El poema cierra con una esperanza condicional: “Ojalá me acompañes eternamente / junto a este viejo piano”. Ojalá, palabra árabe que invoca a Dios sin nombrarlo, que dice “si Dios quiere” pero en diminutivo, en voz baja, sin exigir. Y mientras esa compañía no llega —o llega y se va, o nunca llega— el poeta “seguirá tocando / por si acaso escuchas de lejos tu canción preferida”. Ese “por si acaso” es devastador de puro humilde: no hay certeza de que ella escuche, no hay siquiera certeza de que esté viva o cerca, pero se toca igual, porque tocar es forma de seguir vivo, de seguir amando, de seguir esperando sin que la esperanza mate.
“Los petirrojos te siguen esperando” es el verso final, y en él se condensa toda la fidelidad natural del amor que no se rinde. Los petirrojos —aves que en la tradición europea simbolizan la esperanza y la renovación— siguen esperando, como sigue esperando el piano, como sigue esperando el otoño, como sigue esperando el poeta. Esa espera no es pasiva sino activa: se espera tocando, se espera observando las hojas caer, se espera escribiendo palabras en hojas que el arroyo se lleva.
“Otoño” es, en síntesis, un poema sobre la belleza del dolor aceptado, sobre cómo la melancolía puede ser luminosa si se la mira con ojos limpios, sin resentimiento.
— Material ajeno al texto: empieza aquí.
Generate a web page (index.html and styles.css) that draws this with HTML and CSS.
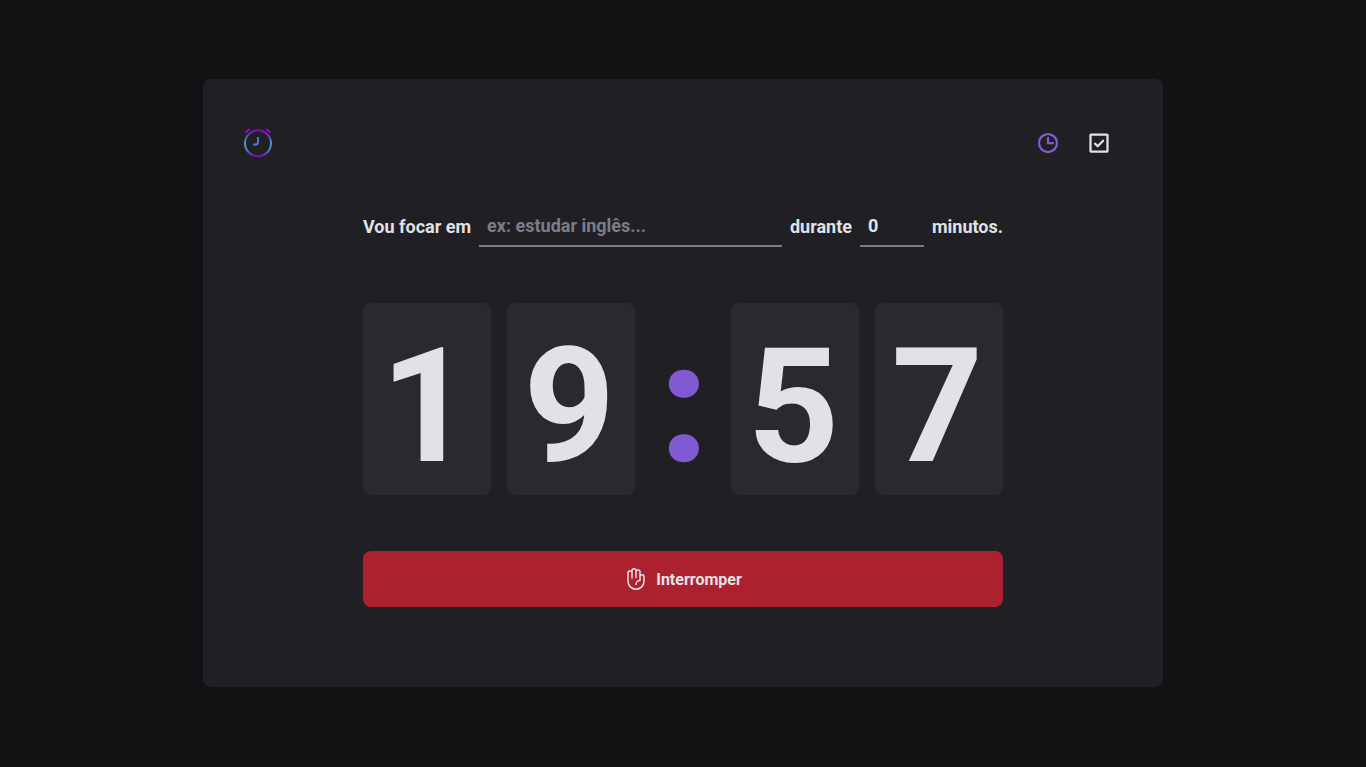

Es poema sobre la soledad elegida como espacio de creación, sobre el arte —el piano, la poesía— como forma de habitar la ausencia sin que la ausencia nos destruya. Es, finalmente, un poema sobre la madurez emocional que consiste en saber que podemos ser felices aunque no tengamos todo lo que deseamos, que la vida sigue siendo hermosa aunque el amor no sea correspondido, que vale la pena seguir tocando el piano aunque nadie venga a escucharnos, porque tocar es ya una forma de amor, y el amor verdadero no necesita respuesta para justificarse. Solo necesita ser, como las hojas que caen necesitan caer, como el otoño necesita venir después del verano, como el piano necesita ser tocado por manos que conocen el dolor y aun así eligen la música.